Even so, there are a lot of little things that need to be tweaked to grab the interest of the average girl out there. According to Newman, the violent imagery in a lot of board art for example is meant to entice the stereotypical male consumer. “There needs to be more boards that would appeal to women, instead of catering to a purely masculine demographic.”
Yet each small step is a big opportunity. After a weeklong show in London, The Decked Project headed to Canterbury, giving the female artists involved the opportunity to show right next to renowned street artist Banksy. “We wanted to celebrate young artists by allowing them to exhibit alongside established artists,” Newman explained. If nothing else, the curators of The Decked Project can put a feather in their caps for inspiring a compelling community skate show on the other side of the globe.

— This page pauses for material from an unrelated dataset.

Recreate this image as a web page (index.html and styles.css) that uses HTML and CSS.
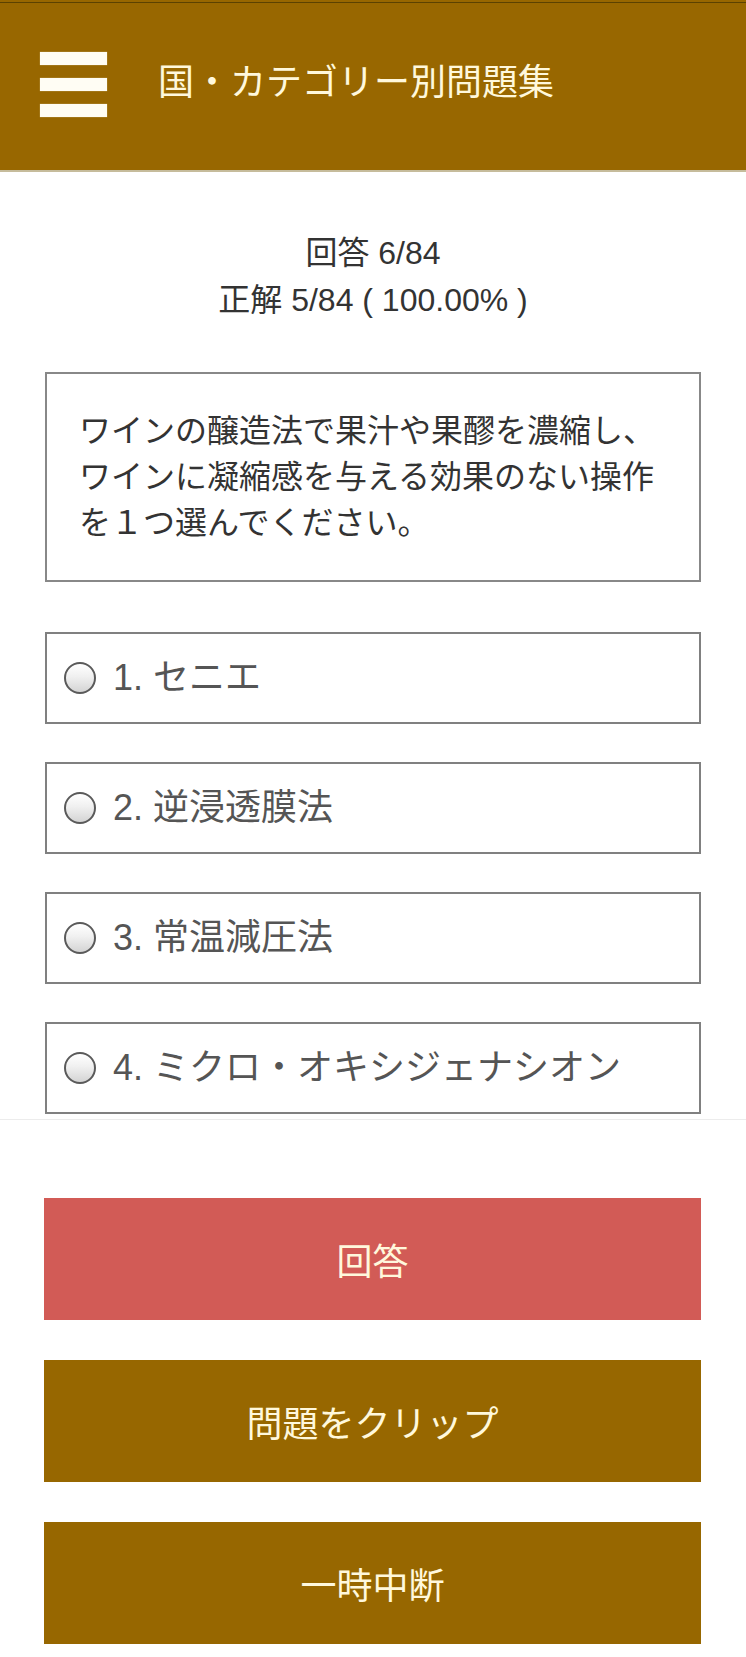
FILE: index.html
```html
<!DOCTYPE html>
<html lang="ja">
<head>
<meta charset="utf-8">
<title>国・カテゴリー別問題集</title>
<link rel="stylesheet" href="styles.css">
</head>
<body>
<header class="topbar">
  <div class="hamburger"><span></span><span></span><span></span></div>
  <h1 class="title">国・カテゴリー別問題集</h1>
</header>
<main class="content">
  <div class="stats">
    <p>回答 6/84</p>
    <p>正解 5/84 ( 100.00% )</p>
  </div>
  <div class="question">ワインの醸造法で果汁や果醪を濃縮し、ワインに凝縮感を与える効果のない操作を１つ選んでください。</div>
  <ul class="options">
    <li class="option"><span class="radio"></span><span class="label">1. セニエ</span></li>
    <li class="option"><span class="radio"></span><span class="label">2. 逆浸透膜法</span></li>
    <li class="option"><span class="radio"></span><span class="label">3. 常温減圧法</span></li>
    <li class="option"><span class="radio"></span><span class="label">4. ミクロ・オキシジェナシオン</span></li>
  </ul>
</main>
<footer class="actions">
  <button class="btn btn-answer">回答</button>
  <button class="btn btn-brown">問題をクリップ</button>
  <button class="btn btn-brown">一時中断</button>
</footer>
</body>
</html>
```
FILE: styles.css
```css
* { box-sizing: border-box; }
html, body { margin: 0; padding: 0; background: #fff; }
body {
  font-family: "Liberation Sans", "Noto Sans CJK JP", sans-serif;
  color: #333;
}
.topbar {
  height: 172px;
  background: #986700;
  border-bottom: 2px solid #c6bc9c;
  box-shadow: inset 0 2px 0 #986700, inset 0 3px 0 #5c4200;
  display: flex;
  align-items: center;
  padding-left: 40px;
}
.hamburger {
  display: flex;
  flex-direction: column;
  gap: 13px;
  width: 67px;
  margin-top: -2px;
}
.hamburger span {
  display: block;
  height: 13px;
  background: #fffdf4;
  box-shadow: 0 0 1px rgba(255,255,240,0.6);
}
.title {
  margin: 0 0 0 51px;
  font-size: 36px;
  font-weight: 400;
  color: #fff8dc;
  line-height: 1;
  margin-top: -4px;
}
.content {
  padding: 0 45px;
}
.stats {
  margin-top: 58px;
  text-align: center;
  font-size: 32px;
  line-height: 47px;
  color: #333;
}
.stats p { margin: 0; }
.question {
  margin-top: 48px;
  border: 2px solid #888;
  padding: 34px 32px;
  font-size: 32px;
  line-height: 46px;
  color: #333;
}
.options {
  list-style: none;
  margin: 50px 0 0;
  padding: 0;
  display: flex;
  flex-direction: column;
  gap: 38px;
}
.option {
  height: 92px;
  border: 2px solid #808080;
  display: flex;
  align-items: center;
  padding-left: 17px;
}
.radio {
  width: 32px;
  height: 32px;
  border-radius: 50%;
  border: 2px solid #5a5a5a;
  background: linear-gradient(#ffffff 0%, #f0f0f0 45%, #d4d4d4 100%);
  flex: none;
}
.label {
  margin-left: 17px;
  font-size: 36px;
  color: #555;
  line-height: 1;
}
.actions {
  margin-top: 5px;
  border-top: 1px solid #ececec;
  padding: 78px 45px 13px 44px;
  display: flex;
  flex-direction: column;
  gap: 40px;
}
.btn {
  display: block;
  width: 100%;
  height: 122px;
  border: none;
  margin: 0;
  padding: 0;
  font-family: "Liberation Sans", "Noto Sans CJK JP", sans-serif;
  font-size: 36px;
  color: #fff8dc;
  cursor: pointer;
}
.btn-answer { background: #d25b56; }
.btn-brown { background: #976700; }
```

For the ladies of LACE, the concept of an all-girl art show wasn’t a gimmick. “I don’t feel like art needs to be categorized by gender, although it might look more feminine,” states 23-year-old Alana Como, exhibiting an untitled longboard featuring an image of a young rascal with a finger extended from the groin area, possibly the lovechild of a Rugrat and Salad Fingers. “I like doing artwork that challenges the conventions of normalcy.”
Nineteen-year-old Elly Chang exhibited a board featuring a composite painting of New York, Toronto and Shanghai, priced at $350. “I was just so psyched about this opportunity to get my art out,” she rejoiced.
Echoing the “stoke” embraced by many longboarders, she says her art represents a desire to take control of her environment. “You make the city into your own personal landscape.”
Channeling the laid back activism of Pedestrian Sundays, the LACE exhibit at Longboard Living proved that women aren’t afraid to have a good time creating board art with a message. “We just want to show what we’re capable of,” adds exhibiting artist Sidney Cohen. “You know? Girls can be badass and paint on longboards. We’re just bringing it.”